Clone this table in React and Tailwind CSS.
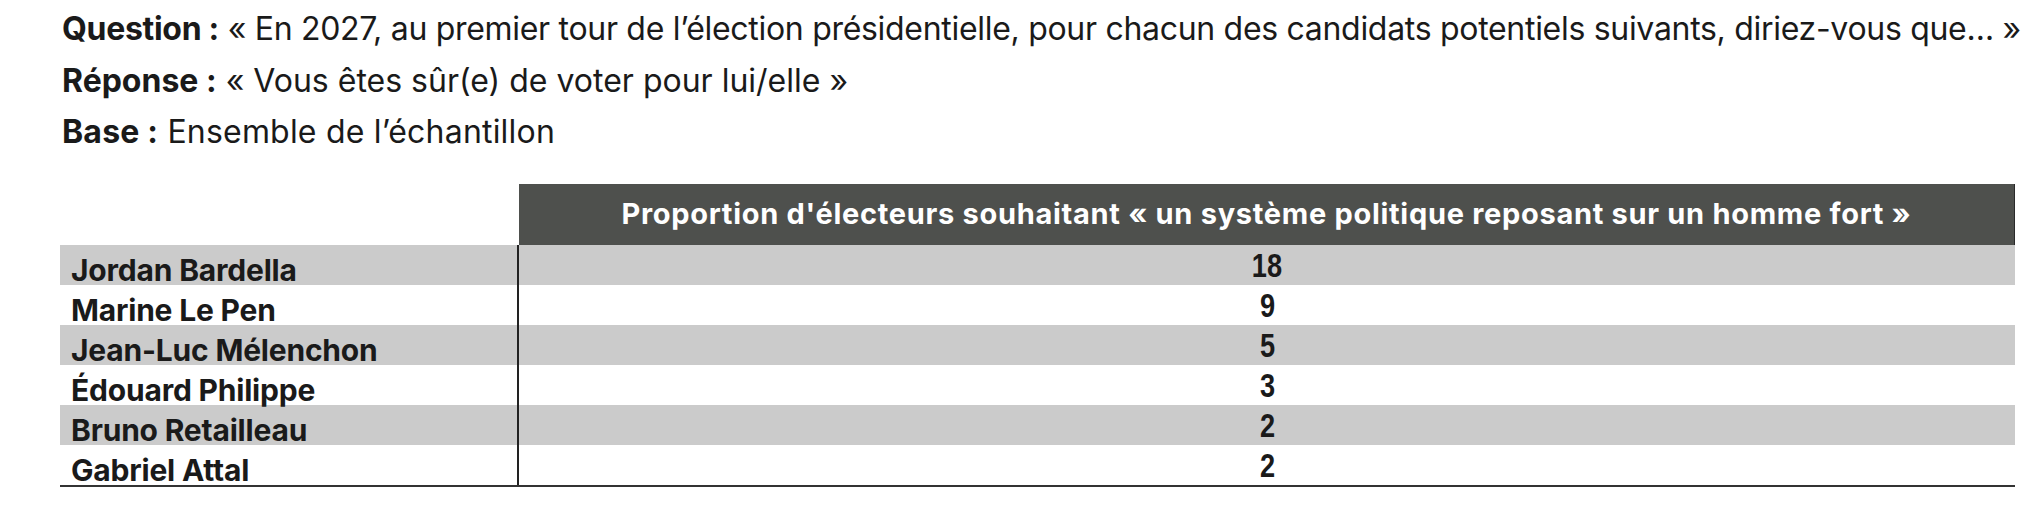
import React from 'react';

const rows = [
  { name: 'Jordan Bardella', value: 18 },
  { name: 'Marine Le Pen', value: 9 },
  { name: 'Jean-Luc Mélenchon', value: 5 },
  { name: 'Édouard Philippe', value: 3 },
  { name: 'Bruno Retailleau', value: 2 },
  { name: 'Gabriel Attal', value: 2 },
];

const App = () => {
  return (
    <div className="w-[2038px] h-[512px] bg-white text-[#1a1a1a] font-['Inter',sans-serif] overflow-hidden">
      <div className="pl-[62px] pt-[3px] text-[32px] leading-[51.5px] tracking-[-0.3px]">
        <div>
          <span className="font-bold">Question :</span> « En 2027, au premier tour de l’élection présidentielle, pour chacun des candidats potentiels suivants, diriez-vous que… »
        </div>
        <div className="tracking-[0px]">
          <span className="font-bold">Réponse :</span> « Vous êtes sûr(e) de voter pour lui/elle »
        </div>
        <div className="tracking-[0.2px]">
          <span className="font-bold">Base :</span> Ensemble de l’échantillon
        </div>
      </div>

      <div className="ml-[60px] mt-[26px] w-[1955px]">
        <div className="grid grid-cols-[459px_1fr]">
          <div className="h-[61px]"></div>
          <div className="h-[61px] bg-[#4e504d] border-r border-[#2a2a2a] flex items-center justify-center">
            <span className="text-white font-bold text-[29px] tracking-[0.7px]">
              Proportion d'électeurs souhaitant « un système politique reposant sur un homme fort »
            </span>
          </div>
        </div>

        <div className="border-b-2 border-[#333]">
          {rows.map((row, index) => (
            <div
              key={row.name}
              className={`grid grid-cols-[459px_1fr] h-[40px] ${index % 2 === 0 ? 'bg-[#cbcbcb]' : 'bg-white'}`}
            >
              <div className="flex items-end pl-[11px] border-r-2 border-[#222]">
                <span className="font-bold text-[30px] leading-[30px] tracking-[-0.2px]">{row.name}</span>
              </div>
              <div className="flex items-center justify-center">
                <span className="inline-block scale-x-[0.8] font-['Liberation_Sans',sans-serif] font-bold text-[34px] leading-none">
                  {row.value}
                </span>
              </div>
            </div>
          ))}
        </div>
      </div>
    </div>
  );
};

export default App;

_ _ _ _ _

WRITTEN INSTRUCTION.
From the material above, reproduce everything verbatim except the pictures.

COMPLETED EXERCISE.
Clone this table in React and Tailwind CSS.
import React from 'react';

const rows = [
  { name: 'Jordan Bardella', value: 18 },
  { name: 'Marine Le Pen', value: 9 },
  { name: 'Jean-Luc Mélenchon', value: 5 },
  { name: 'Édouard Philippe', value: 3 },
  { name: 'Bruno Retailleau', value: 2 },
  { name: 'Gabriel Attal', value: 2 },
];

const App = () => {
  return (
    <div className="w-[2038px] h-[512px] bg-white text-[#1a1a1a] font-['Inter',sans-serif] overflow-hidden">
      <div className="pl-[62px] pt-[3px] text-[32px] leading-[51.5px] tracking-[-0.3px]">
        <div>
          <span className="font-bold">Question :</span> « En 2027, au premier tour de l’élection présidentielle, pour chacun des candidats potentiels suivants, diriez-vous que… »
        </div>
        <div className="tracking-[0px]">
          <span className="font-bold">Réponse :</span> « Vous êtes sûr(e) de voter pour lui/elle »
        </div>
        <div className="tracking-[0.2px]">
          <span className="font-bold">Base :</span> Ensemble de l’échantillon
        </div>
      </div>

      <div className="ml-[60px] mt-[26px] w-[1955px]">
        <div className="grid grid-cols-[459px_1fr]">
          <div className="h-[61px]"></div>
          <div className="h-[61px] bg-[#4e504d] border-r border-[#2a2a2a] flex items-center justify-center">
            <span className="text-white font-bold text-[29px] tracking-[0.7px]">
              Proportion d'électeurs souhaitant « un système politique reposant sur un homme fort »
            </span>
          </div>
        </div>

        <div className="border-b-2 border-[#333]">
          {rows.map((row, index) => (
            <div
              key={row.name}
              className={`grid grid-cols-[459px_1fr] h-[40px] ${index % 2 === 0 ? 'bg-[#cbcbcb]' : 'bg-white'}`}
            >
              <div className="flex items-end pl-[11px] border-r-2 border-[#222]">
                <span className="font-bold text-[30px] leading-[30px] tracking-[-0.2px]">{row.name}</span>
              </div>
              <div className="flex items-center justify-center">
                <span className="inline-block scale-x-[0.8] font-['Liberation_Sans',sans-serif] font-bold text-[34px] leading-none">
                  {row.value}
                </span>
              </div>
            </div>
          ))}
        </div>
      </div>
    </div>
  );
};

export default App;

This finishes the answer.